JOHNSON CITY (April 12, 2013) – “We Shall Not Be Moved,” a traveling photo and artifact exhibit developed by the Tennessee State Museum, will open at East Tennessee State University’s Reece Museum April 23 and continue until June 6.
“We Shall Not Be Moved” provides a close look at the role of Tennessee students in shaping the civil rights movement.
“Although civil rights history rightfully focuses on the work of Dr. Martin Luther King Jr., the stories of unsung heroes have remained largely untold,” according to a press release from the Tennessee State Museum. “This exhibit lifts these important ‘foot soldiers’ into their rightful place in history, telling their story through relevant artifacts, powerful photographic images, and exciting audio-visual media. Visitors will come away with an understanding of African-American life during Jim Crow that provided the background for the sit-ins, how students were recruited and organized for the purpose of non-violent protest, and how their efforts facilitated permanent social change.”
The exhibit is divided into four key areas: “Segregation and Resistance,” “Non-Violence Training,” “Sitting-In in Tennessee,” and “Direct Action and the Civil Rights Movement.”
Public programming to accompany the exhibit will occur throughout the spring.
“We Shall Not Be Moved” has traveled around the state since Feb. 1, 2011, when it opened at the Beck Cultural Exchange Center in Knoxville.

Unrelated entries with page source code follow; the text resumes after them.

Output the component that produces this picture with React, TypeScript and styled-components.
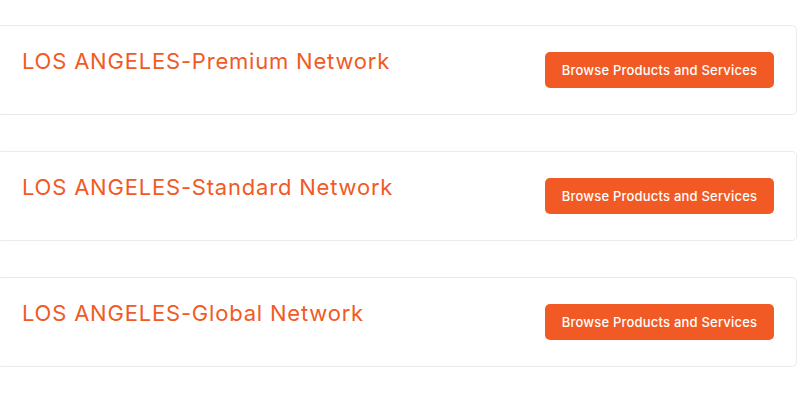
import styled, { createGlobalStyle } from "styled-components";

const ORANGE = "#f15a24";

const networks = ["Premium", "Standard", "Global"];

const GlobalStyle = createGlobalStyle`
  body {
    margin: 0;
    background: #ffffff;
    font-family: Inter, "Noto Sans", sans-serif;
  }
`;

const Page = styled.div`
  display: flex;
  flex-direction: column;
  gap: 36px;
  padding-top: 25px;
  width: 811px;
  height: 406px;
  box-sizing: border-box;
  overflow: hidden;
`;

const Card = styled.div`
  display: flex;
  align-items: center;
  justify-content: space-between;
  box-sizing: border-box;
  height: 90px;
  width: 801px;
  margin-left: -4px;
  padding: 0 22px 0 25px;
  border: 1px solid #ebebeb;
  border-radius: 5px;
  background: #fff;
`;

const Title = styled.h3`
  margin: 0 0 19px 0;
  font-size: 22px;
  font-weight: 400;
  line-height: 30px;
  letter-spacing: 0.8px;
  color: ${ORANGE};
`;

const BrowseButton = styled.button`
  border: none;
  border-radius: 5px;
  background: ${ORANGE};
  color: #fff;
  height: 36px;
  width: 229px;
  padding: 0;
  font-family: inherit;
  font-size: 13px;
  font-weight: 500;
  letter-spacing: 0.2px;
  cursor: pointer;
`;

export default function App() {
  return (
    <>
      <GlobalStyle />
      <Page>
        {networks.map((n) => (
          <Card key={n}>
            <Title>LOS ANGELES-{n} Network</Title>
            <BrowseButton>Browse Products and Services</BrowseButton>
          </Card>
        ))}
      </Page>
    </>
  );
}
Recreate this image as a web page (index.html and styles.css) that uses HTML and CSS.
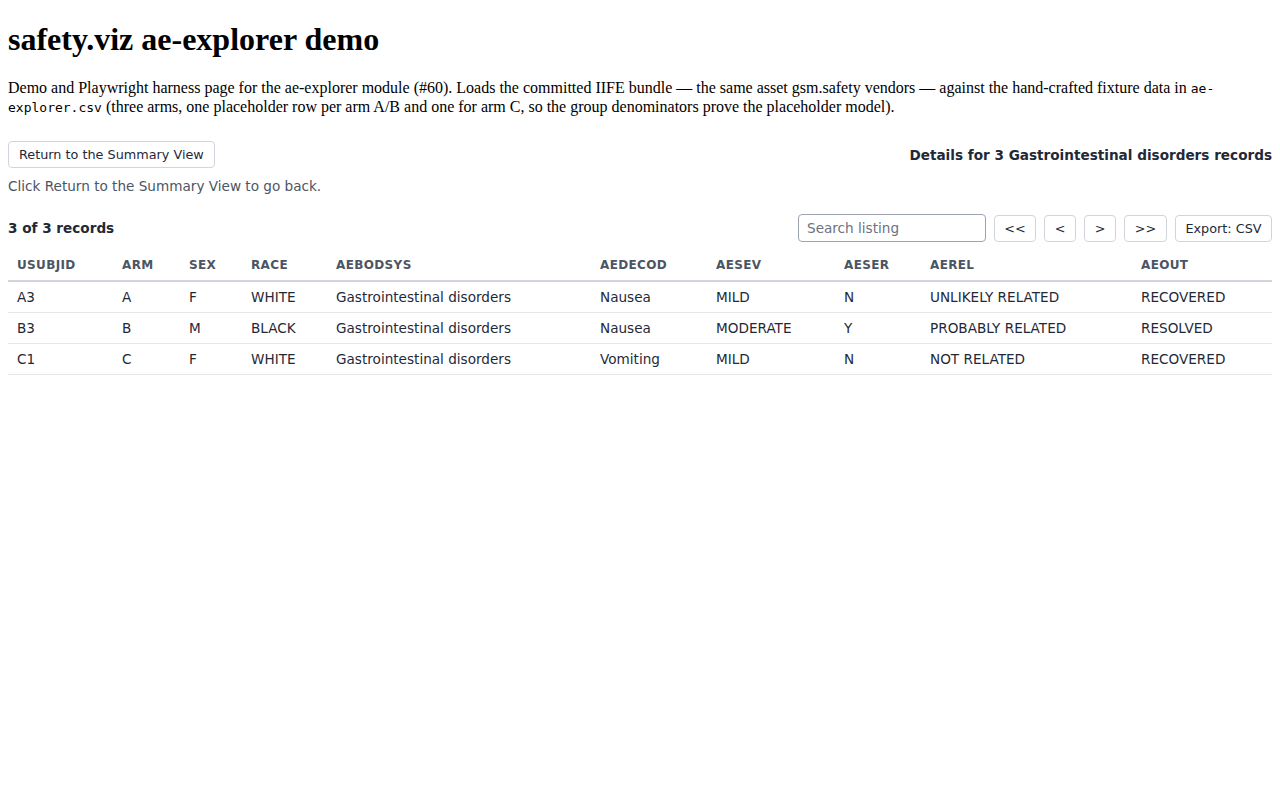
FILE: index.html
```html
<!DOCTYPE html>
<html lang="en">
<head>
<meta charset="utf-8">
<title>safety.viz ae-explorer demo</title>
<link rel="stylesheet" href="styles.css">
</head>
<body>
<h1 class="page-title">safety.viz ae-explorer demo</h1>
<p class="intro">Demo and Playwright harness page for the ae-explorer module (#60). Loads the committed IIFE bundle — the same asset gsm.safety vendors — against the hand-crafted fixture data in <code>ae-explorer.csv</code> (three arms, one placeholder row per arm A/B and one for arm C, so the group denominators prove the placeholder model).</p>

<div class="ae-explorer">
  <div class="detail-header">
    <button class="btn" type="button">Return to the Summary View</button>
    <div class="detail-title">Details for 3 Gastrointestinal disorders records</div>
  </div>
  <div class="detail-note">Click Return to the Summary View to go back.</div>

  <div class="listing-toolbar">
    <div class="record-count">3 of 3 records</div>
    <div class="toolbar-controls">
      <input class="search" type="text" placeholder="Search listing">
      <button class="btn btn-page btn-first" type="button">&lt;&lt;</button>
      <button class="btn btn-page" type="button">&lt;</button>
      <button class="btn btn-page" type="button">&gt;</button>
      <button class="btn btn-page btn-last" type="button">&gt;&gt;</button>
      <button class="btn btn-export" type="button">Export: CSV</button>
    </div>
  </div>

  <table class="listing">
    <colgroup>
      <col class="c-usubjid"><col class="c-arm"><col class="c-sex"><col class="c-race"><col class="c-bodsys">
      <col class="c-decod"><col class="c-sev"><col class="c-ser"><col class="c-rel"><col class="c-out">
    </colgroup>
    <thead>
      <tr>
        <th>USUBJID</th><th>ARM</th><th>SEX</th><th>RACE</th><th>AEBODSYS</th>
        <th>AEDECOD</th><th>AESEV</th><th>AESER</th><th>AEREL</th><th>AEOUT</th>
      </tr>
    </thead>
    <tbody>
      <tr>
        <td>A3</td><td>A</td><td>F</td><td>WHITE</td><td>Gastrointestinal disorders</td>
        <td>Nausea</td><td>MILD</td><td>N</td><td>UNLIKELY RELATED</td><td>RECOVERED</td>
      </tr>
      <tr>
        <td>B3</td><td>B</td><td>M</td><td>BLACK</td><td>Gastrointestinal disorders</td>
        <td>Nausea</td><td>MODERATE</td><td>Y</td><td>PROBABLY RELATED</td><td>RESOLVED</td>
      </tr>
      <tr>
        <td>C1</td><td>C</td><td>F</td><td>WHITE</td><td>Gastrointestinal disorders</td>
        <td>Vomiting</td><td>MILD</td><td>N</td><td>NOT RELATED</td><td>RECOVERED</td>
      </tr>
    </tbody>
  </table>
</div>
</body>
</html>
```

FILE: styles.css
```css
body {
  margin: 8px;
  font-family: "Liberation Serif", "Times New Roman", serif;
  font-size: 16px;
  color: #000;
  background: #fff;
}

.page-title {
  font-size: 32px;
  font-weight: bold;
  margin: 13px 0 21px;
}

.intro {
  margin: 16px 0;
  line-height: 18px;
}

.intro code {
  font-family: "DejaVu Sans Mono", monospace;
  font-size: 13px;
}

/* explorer widget */
.ae-explorer {
  font-family: "DejaVu Sans", sans-serif;
  font-size: 13.6px;
  color: #1f2937;
  margin-top: 24px;
}

.detail-header {
  display: flex;
  justify-content: space-between;
  align-items: center;
}

.detail-title {
  font-weight: bold;
}

.btn {
  font-family: "DejaVu Sans", sans-serif;
  font-size: 12.8px;
  color: #1f2937;
  background: #fff;
  border: 1px solid #d1d5db;
  border-radius: 4px;
  height: 27px;
  padding: 0 10px;
  cursor: pointer;
}

.detail-note {
  color: #4b5563;
  margin-top: 9px;
  line-height: 18px;
}

.listing-toolbar {
  display: flex;
  justify-content: space-between;
  align-items: center;
  margin-top: 19px;
}

.record-count {
  font-weight: bold;
}

.toolbar-controls {
  display: flex;
  align-items: center;
  gap: 8px;
}

.search {
  width: 188px;
  height: 28px;
  box-sizing: border-box;
  border: 1px solid #9ca3af;
  border-radius: 4px;
  padding: 0 8px;
  font-family: "DejaVu Sans", sans-serif;
  font-size: 13.6px;
  color: #1f2937;
}

.search::placeholder {
  color: #6b7280;
}

.btn-page {
  width: 32px;
  padding: 0;
}

.btn-first {
  width: 42px;
}

.btn-last {
  width: 43px;
}

.btn-export {
  width: 97px;
  padding: 0;
}

/* listing table */
.listing {
  width: 100%;
  table-layout: fixed;
  border-collapse: collapse;
  margin-top: 11px;
}

.c-usubjid { width: 105px; }
.c-arm { width: 67px; }
.c-sex { width: 62px; }
.c-race { width: 85px; }
.c-bodsys { width: 264px; }
.c-decod { width: 116px; }
.c-sev { width: 128px; }
.c-ser { width: 86px; }
.c-rel { width: 211px; }
.c-out { width: 140px; }

.listing th {
  text-align: left;
  font-size: 12px;
  font-weight: bold;
  color: #4b5563;
  letter-spacing: 0.03em;
  padding: 5px 9px 8px;
  border-bottom: 2px solid #d1d5db;
}

.listing td {
  padding: 7px 9px;
  line-height: 16px;
  border-bottom: 1px solid #e5e7eb;
  white-space: nowrap;
}
```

It is one of four exhibits that will be on display when the Reece Museum reopens April 23 after being closed for two years for an extensive, $1.7 million renovation project. The other three are “Vanishing Appalachia,” an exhibit documenting disappearing mountain culture; newly commissioned paintings of ETSU by local artist Bill Bledsoe; and “Country Music in the Tri-Cities.”
The Reece Museum’s new hours will be 10 a.m.-4 p.m. Tuesday, Wednesday and Friday; 10 a.m.-7 p.m. Thursday; and 10 a.m.-3 p.m. Saturday. Admission will be free. Parking passes are available for weekday visits to the museum, and groups may call ahead for tour reservations.